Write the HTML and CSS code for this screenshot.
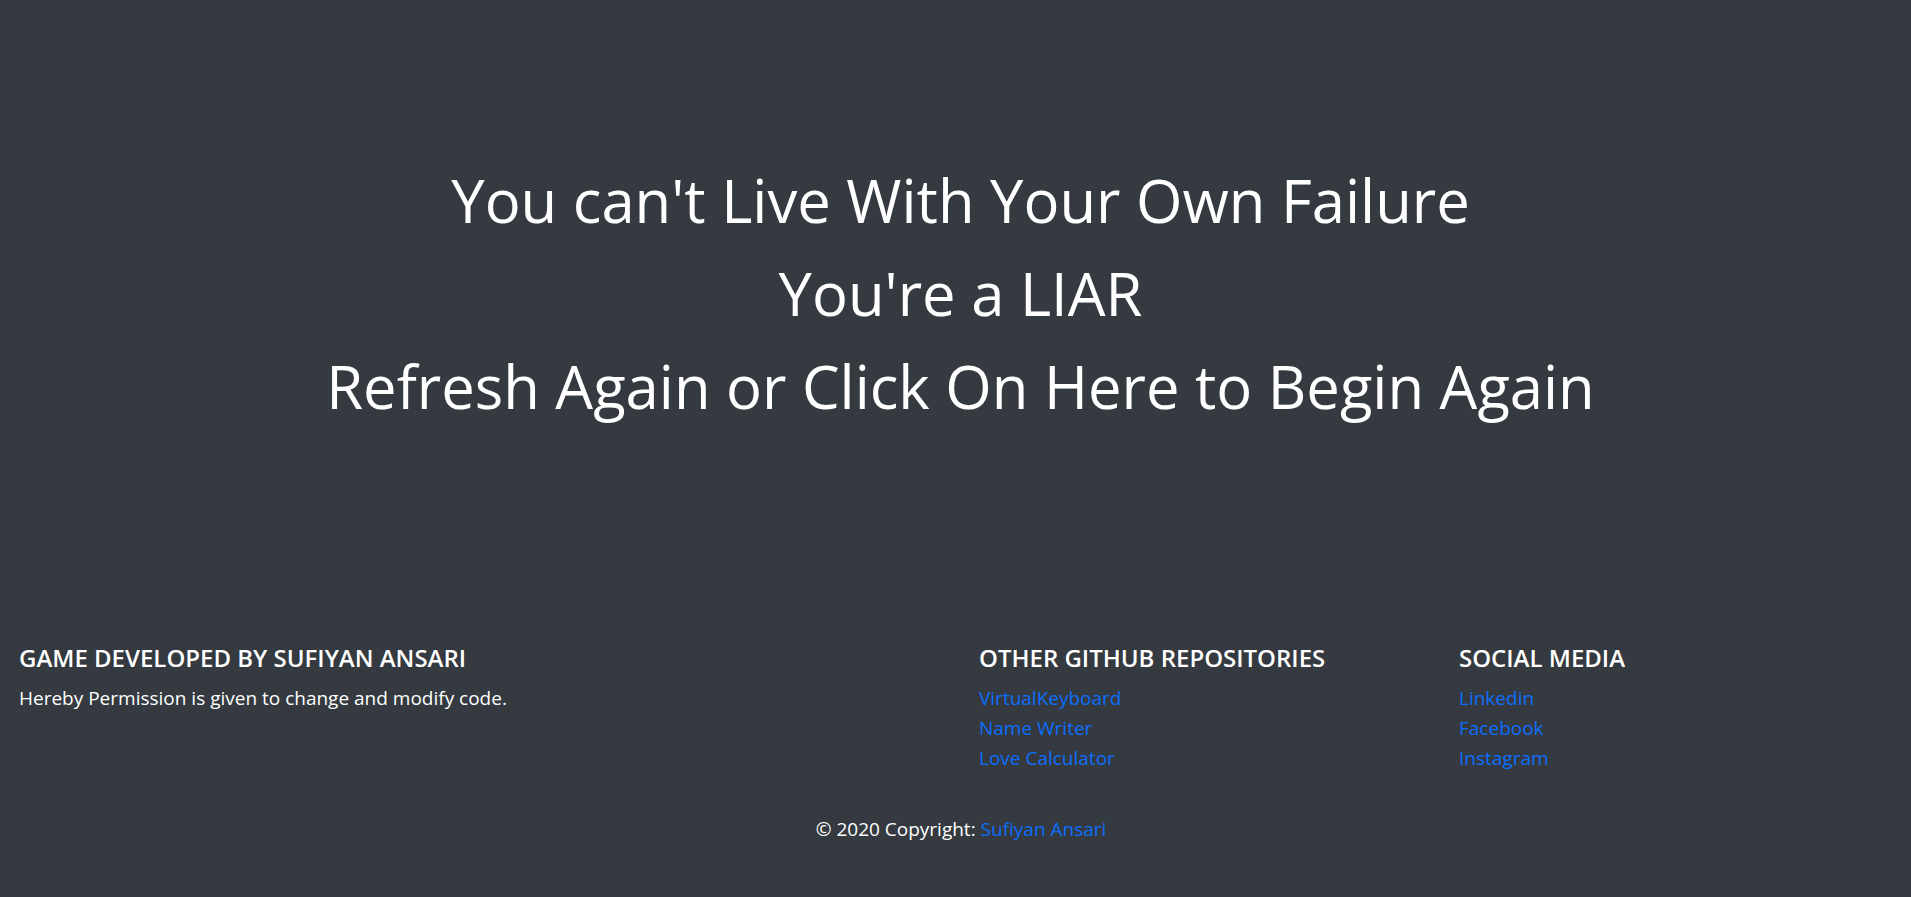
· · · · ·
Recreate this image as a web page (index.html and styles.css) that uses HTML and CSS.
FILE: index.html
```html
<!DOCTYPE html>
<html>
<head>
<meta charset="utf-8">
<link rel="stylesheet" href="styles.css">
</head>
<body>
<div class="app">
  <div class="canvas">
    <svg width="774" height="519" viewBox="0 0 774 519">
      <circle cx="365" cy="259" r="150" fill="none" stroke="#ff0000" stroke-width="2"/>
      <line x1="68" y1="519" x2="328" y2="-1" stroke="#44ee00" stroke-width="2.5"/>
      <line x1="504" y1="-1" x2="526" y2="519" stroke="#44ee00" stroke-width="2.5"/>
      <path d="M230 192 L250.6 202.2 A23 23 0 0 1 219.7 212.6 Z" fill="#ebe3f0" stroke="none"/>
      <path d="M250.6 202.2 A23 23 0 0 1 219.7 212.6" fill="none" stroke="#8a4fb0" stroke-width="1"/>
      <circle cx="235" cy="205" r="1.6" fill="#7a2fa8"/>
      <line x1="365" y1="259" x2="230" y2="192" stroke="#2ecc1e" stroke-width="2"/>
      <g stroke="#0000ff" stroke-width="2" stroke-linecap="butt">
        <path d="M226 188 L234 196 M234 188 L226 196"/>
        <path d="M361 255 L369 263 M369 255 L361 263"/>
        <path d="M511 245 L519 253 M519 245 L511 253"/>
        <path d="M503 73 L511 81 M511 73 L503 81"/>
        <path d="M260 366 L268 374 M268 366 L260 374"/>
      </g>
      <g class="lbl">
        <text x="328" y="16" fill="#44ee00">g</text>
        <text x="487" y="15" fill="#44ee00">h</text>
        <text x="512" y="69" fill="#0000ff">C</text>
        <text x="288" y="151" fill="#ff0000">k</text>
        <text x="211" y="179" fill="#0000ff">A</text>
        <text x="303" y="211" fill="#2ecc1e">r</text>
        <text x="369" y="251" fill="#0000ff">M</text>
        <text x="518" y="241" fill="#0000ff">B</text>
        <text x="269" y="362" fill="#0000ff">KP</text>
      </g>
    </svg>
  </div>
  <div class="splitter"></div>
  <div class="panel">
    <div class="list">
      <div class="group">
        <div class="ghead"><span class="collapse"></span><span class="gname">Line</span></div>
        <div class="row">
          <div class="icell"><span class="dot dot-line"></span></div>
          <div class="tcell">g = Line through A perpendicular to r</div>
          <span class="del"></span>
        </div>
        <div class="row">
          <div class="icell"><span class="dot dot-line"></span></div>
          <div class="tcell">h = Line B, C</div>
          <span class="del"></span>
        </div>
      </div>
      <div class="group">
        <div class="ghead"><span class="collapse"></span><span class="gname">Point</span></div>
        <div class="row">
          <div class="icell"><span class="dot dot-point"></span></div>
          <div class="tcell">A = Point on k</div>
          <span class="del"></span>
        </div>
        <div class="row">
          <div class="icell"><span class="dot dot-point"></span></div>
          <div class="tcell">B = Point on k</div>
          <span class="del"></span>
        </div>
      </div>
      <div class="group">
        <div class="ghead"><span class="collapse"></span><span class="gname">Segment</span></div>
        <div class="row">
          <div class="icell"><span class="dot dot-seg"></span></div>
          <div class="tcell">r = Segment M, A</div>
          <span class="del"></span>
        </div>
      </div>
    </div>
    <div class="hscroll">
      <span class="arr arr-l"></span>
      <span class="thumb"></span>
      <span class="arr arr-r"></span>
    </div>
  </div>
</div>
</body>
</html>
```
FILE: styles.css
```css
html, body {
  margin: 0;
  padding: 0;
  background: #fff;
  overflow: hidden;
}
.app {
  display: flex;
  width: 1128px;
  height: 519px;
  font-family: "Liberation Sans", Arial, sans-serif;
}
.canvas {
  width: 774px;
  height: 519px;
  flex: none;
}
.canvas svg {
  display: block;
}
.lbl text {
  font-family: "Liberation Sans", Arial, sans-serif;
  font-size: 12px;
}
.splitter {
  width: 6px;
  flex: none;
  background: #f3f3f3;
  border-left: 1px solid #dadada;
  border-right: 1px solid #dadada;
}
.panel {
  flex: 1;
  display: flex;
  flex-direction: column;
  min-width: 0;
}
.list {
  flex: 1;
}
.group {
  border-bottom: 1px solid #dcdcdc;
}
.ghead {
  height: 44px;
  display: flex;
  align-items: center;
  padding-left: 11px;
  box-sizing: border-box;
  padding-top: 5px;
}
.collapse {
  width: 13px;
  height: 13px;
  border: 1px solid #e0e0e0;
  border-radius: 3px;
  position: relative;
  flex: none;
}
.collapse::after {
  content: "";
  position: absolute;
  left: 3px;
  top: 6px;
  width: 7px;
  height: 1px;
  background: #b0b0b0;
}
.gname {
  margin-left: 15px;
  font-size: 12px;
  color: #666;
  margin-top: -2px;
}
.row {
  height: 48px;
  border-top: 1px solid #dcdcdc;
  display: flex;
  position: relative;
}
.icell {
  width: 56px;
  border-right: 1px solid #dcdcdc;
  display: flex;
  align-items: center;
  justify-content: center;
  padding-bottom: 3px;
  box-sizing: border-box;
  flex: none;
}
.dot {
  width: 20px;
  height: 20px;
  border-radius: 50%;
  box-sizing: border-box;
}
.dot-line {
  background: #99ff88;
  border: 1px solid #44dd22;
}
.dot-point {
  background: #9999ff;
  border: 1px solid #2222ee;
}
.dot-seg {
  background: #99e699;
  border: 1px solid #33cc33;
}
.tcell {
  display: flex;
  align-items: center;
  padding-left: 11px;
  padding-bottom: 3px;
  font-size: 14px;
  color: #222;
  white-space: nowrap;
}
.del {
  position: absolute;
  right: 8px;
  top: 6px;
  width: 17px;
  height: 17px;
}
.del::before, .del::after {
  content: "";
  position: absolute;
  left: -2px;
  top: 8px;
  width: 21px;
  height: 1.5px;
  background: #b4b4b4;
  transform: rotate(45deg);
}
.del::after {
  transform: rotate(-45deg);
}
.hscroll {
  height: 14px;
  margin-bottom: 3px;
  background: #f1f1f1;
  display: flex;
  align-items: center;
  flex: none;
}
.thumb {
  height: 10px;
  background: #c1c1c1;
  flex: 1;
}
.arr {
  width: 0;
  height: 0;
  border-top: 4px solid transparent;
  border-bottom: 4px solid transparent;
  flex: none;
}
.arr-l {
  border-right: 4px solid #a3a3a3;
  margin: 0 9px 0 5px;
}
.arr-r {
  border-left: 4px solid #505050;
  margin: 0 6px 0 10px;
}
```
· · · · ·
- _Stated goal_: Identify the lines of the data that contain the word "index". Copy each of them.

- _Worked solution_:
Recreate this image as a web page (index.html and styles.css) that uses HTML and CSS.
FILE: index.html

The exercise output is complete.